The answer is both yes and no. For a long time, the prevailing wisdom was that the only audiences for foreign films were the same who lined up to see the latest Godard, or Antonioni, or Kurosawa back in the 1960s: an ever-aging crowd of ex-students from the hippie era unable to transmit their enthusiasm to the next generation.
According to Bob Laemmle, scion of the family that founded Universal Studios and owner of a string of art houses in Los Angeles, foreign films became less interesting to audiences as the techniques and themes of the French New Wave and other European schools were taken up by American directors. "The reason to see something with subtitles became less compelling because the same kind of cinema was being produced by the US independent sector," Laemmle said. "And many of the foreign directors who did manage to get noticed ended up coming to Hollywood."

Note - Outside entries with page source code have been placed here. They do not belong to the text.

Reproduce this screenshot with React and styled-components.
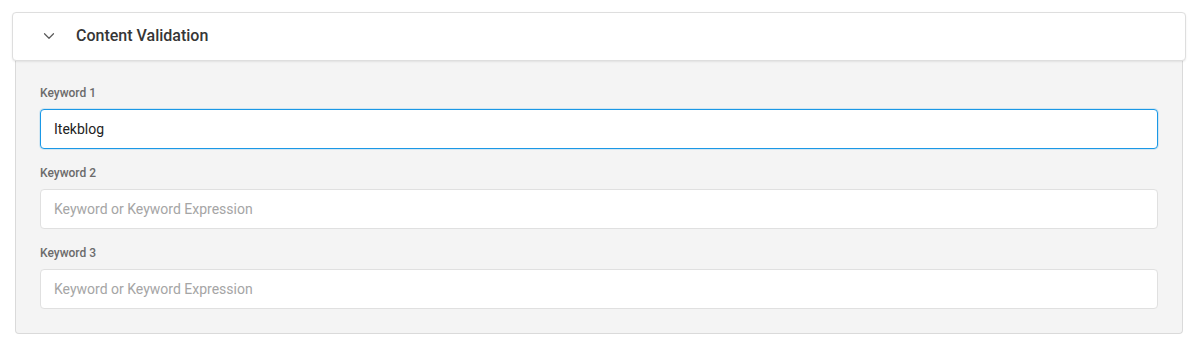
import { useState } from "react";
import styled, { createGlobalStyle } from "styled-components";
import { ChevronDown } from "lucide-react";

const GlobalStyle = createGlobalStyle`
  html, body { margin: 0; padding: 0; background: #ffffff; }
  body { font-family: Roboto, "Noto Sans", Arial, sans-serif; }
  * { box-sizing: border-box; }
`;

const Page = styled.div`
  padding: 12px 6px 10px 12px;
`;

const Header = styled.div`
  display: flex;
  align-items: center;
  height: 49px;
  padding: 0 0 2px 27px;
  background: #fff;
  border: 1px solid #dedede;
  border-radius: 4px;
  box-shadow: 0 1px 2px rgba(0, 0, 0, 0.08);
  position: relative;
  z-index: 1;
`;

const Toggle = styled.span`
  display: flex;
  width: 18px;
  color: #5a5a5a;
  margin-right: 18px;
`;

const Title = styled.h2`
  margin: 0;
  font-size: 16px;
  font-weight: 500;
  color: #363636;
`;

const Body = styled.div`
  margin: -1px 3px 0 3px;
  padding: 25px 24px 24px 24px;
  background: #f4f4f4;
  border: 1px solid #dadada;
  border-top: none;
  border-radius: 0 0 4px 4px;
  display: flex;
  flex-direction: column;
  gap: 16px;
`;

const Field = styled.div`
  display: flex;
  flex-direction: column;
  gap: 8px;
`;

const Label = styled.label`
  font-size: 12px;
  line-height: 16px;
  font-weight: 500;
  color: #6b6b6b;
`;

const Input = styled.input`
  height: 40px;
  padding: 0 13px;
  font-family: inherit;
  font-size: 14px;
  color: #222;
  background: #fff;
  border: 1px solid ${(p) => (p.$focused ? "#1a98e6" : "#e0e0e0")};
  border-radius: 4px;
  outline: none;
  caret-color: #111;
  box-shadow: ${(p) => (p.$focused ? "0 0 0 1px rgba(26,152,230,0.15)" : "none")};
  &::placeholder { color: #a5a5a5; }
`;

const fields = [
  { label: "Keyword 1", value: "Itekblog", focused: true },
  { label: "Keyword 2", value: "" },
  { label: "Keyword 3", value: "" },
];

export default function App() {
  const [values, setValues] = useState(fields.map((f) => f.value));
  return (
    <>
      <GlobalStyle />
      <Page>
        <Header>
          <Toggle>
            <ChevronDown size={18} strokeWidth={1.6} />
          </Toggle>
          <Title>Content Validation</Title>
        </Header>
        <Body>
          {fields.map((f, i) => (
            <Field key={f.label}>
              <Label>{f.label}</Label>
              <Input
                $focused={f.focused}
                autoFocus={f.focused}
                value={values[i]}
                placeholder="Keyword or Keyword Expression"
                onChange={(e) => {
                  const next = [...values];
                  next[i] = e.target.value;
                  setValues(next);
                }}
              />
            </Field>
          ))}
        </Body>
      </Page>
    </>
  );
}
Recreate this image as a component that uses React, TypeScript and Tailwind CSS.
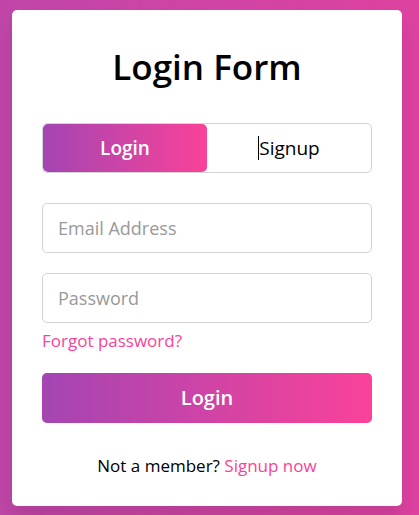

What brought foreign cinema back to the fore was the emergence of Miramax, the most successful of the independent companies, now owned by Disney. Not only did Miramax exercise its talent for picking winners and backing them with savvy marketing campaigns; it pushed them out into the open by telling cinema owners that they could only exhibit big American hits like Pulp Fiction or Good Will Hunting on condition that they show a Miramax foreign-language film too. That was how Il Postino first got exposure, later backed up by an extraordinarily energetic Oscars campaign. It also guaranteed the success of revivals, such as Miramax's reissue of Bunuel's Belle de Jour which proved more successful in 1995 than the film's original release in 1967.
But the marketing efforts of Miramax and other specialist distributors cannot hide the dearth of critical and media interest in foreign titles. A generation ago, newspapers and magazines were full of articles and interviews with foreign actors and directors, but no more. Even winning the Palme d'Or at Cannes is no guarantee of a US release. When Underground, Emir Kusturica's magisterial allegory of the break-up of Yugoslavia, came to the United States a couple of years ago, it was given just one paragraph in the New York Times and disappeared within days. A Bergman or Antonioni probably wouldn't find a distributor at all these days.
Benigni's film is thus as much an exception to the rule as the herald of a new trend. Because of its controversial subject matter, it has attracted unusually extensive press coverage. Because of the intense interest of a particular group - American Jews - it has found a ready-made audience to build on. All of which is well and good since it deserves to be seen. But if you think its success heralds an explosion of Iranian or Malian or even mainstream European cinema on American screens, don't hold your breath.